■ Task instructions:
Extract the lines between the ones holding "Emit a component" and "const selected = [1, 1];", inclusive, exactly as written and nothing more.

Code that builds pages
========================
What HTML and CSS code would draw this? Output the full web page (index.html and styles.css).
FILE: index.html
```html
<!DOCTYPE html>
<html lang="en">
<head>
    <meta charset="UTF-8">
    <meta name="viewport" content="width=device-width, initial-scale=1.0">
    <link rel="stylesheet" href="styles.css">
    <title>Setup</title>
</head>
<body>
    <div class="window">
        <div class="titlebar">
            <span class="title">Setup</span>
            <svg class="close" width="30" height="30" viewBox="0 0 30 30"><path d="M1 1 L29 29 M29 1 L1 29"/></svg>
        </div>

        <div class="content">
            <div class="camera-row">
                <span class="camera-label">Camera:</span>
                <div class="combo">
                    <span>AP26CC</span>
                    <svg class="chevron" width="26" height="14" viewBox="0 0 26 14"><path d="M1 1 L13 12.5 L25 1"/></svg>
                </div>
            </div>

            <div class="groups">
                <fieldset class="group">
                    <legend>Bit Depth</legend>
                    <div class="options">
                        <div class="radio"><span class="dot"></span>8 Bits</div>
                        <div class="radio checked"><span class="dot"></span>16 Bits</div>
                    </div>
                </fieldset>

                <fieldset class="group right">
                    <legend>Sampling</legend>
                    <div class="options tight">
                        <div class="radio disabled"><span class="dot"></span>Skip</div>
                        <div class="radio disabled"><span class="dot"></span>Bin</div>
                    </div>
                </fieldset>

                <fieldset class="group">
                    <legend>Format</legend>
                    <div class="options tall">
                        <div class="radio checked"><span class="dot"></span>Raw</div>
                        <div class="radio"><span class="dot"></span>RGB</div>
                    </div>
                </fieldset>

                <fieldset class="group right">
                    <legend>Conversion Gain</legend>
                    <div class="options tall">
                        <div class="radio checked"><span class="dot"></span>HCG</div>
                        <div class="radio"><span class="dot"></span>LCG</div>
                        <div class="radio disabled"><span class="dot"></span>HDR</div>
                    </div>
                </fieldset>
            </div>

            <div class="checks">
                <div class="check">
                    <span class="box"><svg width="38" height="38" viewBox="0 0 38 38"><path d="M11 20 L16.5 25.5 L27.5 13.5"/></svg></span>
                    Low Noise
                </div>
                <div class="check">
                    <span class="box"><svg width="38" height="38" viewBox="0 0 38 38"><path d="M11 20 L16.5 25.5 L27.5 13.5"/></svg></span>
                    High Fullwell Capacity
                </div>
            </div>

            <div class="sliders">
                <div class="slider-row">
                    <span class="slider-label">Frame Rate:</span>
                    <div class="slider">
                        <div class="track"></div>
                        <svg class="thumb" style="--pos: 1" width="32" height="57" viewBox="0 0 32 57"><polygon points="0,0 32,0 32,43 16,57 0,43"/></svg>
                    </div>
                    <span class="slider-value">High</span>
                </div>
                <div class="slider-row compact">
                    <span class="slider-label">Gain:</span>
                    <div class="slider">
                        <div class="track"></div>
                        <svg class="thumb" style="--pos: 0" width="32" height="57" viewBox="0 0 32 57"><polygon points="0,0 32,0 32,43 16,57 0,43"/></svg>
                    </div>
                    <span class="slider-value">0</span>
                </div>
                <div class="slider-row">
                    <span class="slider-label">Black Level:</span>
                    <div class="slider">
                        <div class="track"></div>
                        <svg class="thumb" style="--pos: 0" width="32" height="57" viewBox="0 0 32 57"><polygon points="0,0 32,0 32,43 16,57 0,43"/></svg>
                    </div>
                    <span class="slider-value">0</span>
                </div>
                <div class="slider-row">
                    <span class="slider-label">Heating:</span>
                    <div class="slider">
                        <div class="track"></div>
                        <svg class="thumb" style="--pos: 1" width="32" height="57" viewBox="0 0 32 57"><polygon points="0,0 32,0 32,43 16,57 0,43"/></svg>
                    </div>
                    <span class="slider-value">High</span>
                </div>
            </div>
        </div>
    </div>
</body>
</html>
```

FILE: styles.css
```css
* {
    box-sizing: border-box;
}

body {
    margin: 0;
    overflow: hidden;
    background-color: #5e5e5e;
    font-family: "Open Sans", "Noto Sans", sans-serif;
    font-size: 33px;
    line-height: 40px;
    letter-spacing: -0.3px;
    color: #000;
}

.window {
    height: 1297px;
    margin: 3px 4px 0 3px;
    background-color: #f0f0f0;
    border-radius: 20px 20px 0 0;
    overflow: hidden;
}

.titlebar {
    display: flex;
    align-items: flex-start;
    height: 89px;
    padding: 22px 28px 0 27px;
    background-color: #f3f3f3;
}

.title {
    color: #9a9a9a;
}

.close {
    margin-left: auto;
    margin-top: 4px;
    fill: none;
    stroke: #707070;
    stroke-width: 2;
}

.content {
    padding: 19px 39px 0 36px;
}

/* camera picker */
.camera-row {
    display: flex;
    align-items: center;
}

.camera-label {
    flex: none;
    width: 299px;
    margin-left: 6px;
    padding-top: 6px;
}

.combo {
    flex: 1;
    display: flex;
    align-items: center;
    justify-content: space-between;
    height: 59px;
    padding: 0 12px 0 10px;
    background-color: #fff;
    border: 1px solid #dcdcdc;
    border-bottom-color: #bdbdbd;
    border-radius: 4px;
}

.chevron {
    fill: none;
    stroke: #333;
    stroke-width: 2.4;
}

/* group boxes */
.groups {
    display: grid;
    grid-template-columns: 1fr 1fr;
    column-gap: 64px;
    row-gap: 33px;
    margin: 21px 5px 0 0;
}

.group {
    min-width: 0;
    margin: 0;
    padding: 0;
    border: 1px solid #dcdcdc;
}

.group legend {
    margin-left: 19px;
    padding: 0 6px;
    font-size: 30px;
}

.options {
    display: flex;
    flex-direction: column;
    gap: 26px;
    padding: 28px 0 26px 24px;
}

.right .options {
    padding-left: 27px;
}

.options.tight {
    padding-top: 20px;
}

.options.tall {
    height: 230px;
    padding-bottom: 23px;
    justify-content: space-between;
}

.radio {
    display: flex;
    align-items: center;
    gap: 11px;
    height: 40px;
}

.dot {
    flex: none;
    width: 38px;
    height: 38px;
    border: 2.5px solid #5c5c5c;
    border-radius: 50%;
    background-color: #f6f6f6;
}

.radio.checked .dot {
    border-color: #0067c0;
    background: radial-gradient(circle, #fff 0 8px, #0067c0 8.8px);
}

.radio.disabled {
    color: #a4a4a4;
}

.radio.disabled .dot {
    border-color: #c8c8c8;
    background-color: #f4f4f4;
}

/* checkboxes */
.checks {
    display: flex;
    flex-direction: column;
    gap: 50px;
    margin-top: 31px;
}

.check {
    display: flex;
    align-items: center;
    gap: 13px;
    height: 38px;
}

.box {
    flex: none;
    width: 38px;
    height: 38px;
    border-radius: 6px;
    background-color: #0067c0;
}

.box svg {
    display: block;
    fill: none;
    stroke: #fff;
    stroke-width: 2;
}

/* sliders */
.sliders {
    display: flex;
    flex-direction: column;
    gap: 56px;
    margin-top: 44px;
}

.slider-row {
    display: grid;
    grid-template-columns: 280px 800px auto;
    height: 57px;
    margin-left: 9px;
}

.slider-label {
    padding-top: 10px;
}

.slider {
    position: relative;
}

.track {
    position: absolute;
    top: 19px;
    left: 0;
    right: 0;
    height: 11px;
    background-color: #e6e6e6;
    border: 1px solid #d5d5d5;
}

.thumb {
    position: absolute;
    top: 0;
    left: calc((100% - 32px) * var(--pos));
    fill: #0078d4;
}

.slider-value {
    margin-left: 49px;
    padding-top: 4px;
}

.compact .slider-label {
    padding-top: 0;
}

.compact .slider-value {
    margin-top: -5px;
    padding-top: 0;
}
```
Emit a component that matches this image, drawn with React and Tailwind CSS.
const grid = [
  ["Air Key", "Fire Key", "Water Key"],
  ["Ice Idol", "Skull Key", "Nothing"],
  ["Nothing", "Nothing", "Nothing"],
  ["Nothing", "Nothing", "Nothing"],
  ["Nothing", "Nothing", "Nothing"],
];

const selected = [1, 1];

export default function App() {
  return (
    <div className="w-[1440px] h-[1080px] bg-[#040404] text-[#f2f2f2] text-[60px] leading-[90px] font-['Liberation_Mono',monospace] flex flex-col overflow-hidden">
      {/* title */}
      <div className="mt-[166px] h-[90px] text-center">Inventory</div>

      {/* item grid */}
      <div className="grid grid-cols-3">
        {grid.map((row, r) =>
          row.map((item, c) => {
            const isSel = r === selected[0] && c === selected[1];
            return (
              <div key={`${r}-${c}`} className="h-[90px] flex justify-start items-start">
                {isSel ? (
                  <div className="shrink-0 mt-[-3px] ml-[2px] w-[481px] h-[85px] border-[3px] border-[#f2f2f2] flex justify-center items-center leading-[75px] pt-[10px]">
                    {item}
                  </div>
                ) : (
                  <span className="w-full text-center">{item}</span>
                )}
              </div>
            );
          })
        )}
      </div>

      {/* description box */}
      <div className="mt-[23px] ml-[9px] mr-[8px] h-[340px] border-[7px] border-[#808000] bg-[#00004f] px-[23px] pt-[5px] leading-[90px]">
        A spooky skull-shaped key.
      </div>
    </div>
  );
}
========================
■ Solution below:
Emit a component that matches this image, drawn with React and Tailwind CSS.
const grid = [
  ["Air Key", "Fire Key", "Water Key"],
  ["Ice Idol", "Skull Key", "Nothing"],
  ["Nothing", "Nothing", "Nothing"],
  ["Nothing", "Nothing", "Nothing"],
  ["Nothing", "Nothing", "Nothing"],
];

const selected = [1, 1];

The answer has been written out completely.